IMO, events that occurred outside of the game are only potential history and can be rewritten at any time by any participant.

Heck, I don't even require players to specify an alignment for a few sessions. Gives people more wiggle room to find a character that fits. "Hmmm, this LG alignment chafes; perhaps I should get a LN. Or am I more then NG type?"
 

Arnwyn

First Post
IME, backgrounds have never "hindered" our game. Ever.

There have been times when a player has come up with something inappropriate (like in Quasqueton's post, above), but we all work together to iron out any rough spots. It's never been hard, and it certainly has never "hindered" the campaign in any way, shape, or form.
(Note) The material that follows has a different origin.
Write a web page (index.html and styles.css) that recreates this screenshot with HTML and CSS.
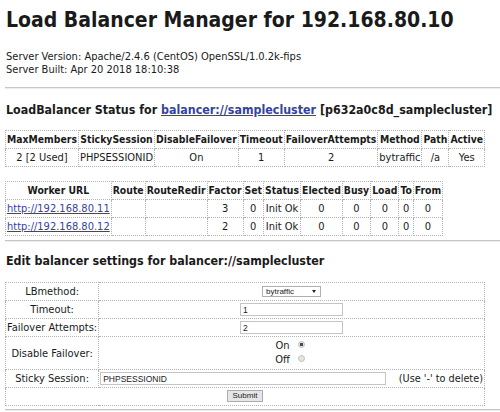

Generally, backgrounds have only enhanced our game - though they are not required. (And they are usually only simple affairs, with only a few paragraphs. That's all that's needed for a 1st level character, really.)
 

Scribble

First Post
I preffer my players create some sort of backstory for their character. It gives me an idea of what motivates their character, and ideas for how to work them into the campaign on a more personal level. I find it also helps the players become more entrenched in the world. They begin to care more about what happens in the world as opposed to simply when the next monster is going to show up.

If a player wants to play soemthing "weird" IE a half dragon, or half demon, or somesuch thing or other from savage species a backstory then becomes mandatory. My reasoning is that if you can't give me a good reason that you want to play this thing other then because it gives me plus this or that, then sorry no weirdness for you. :)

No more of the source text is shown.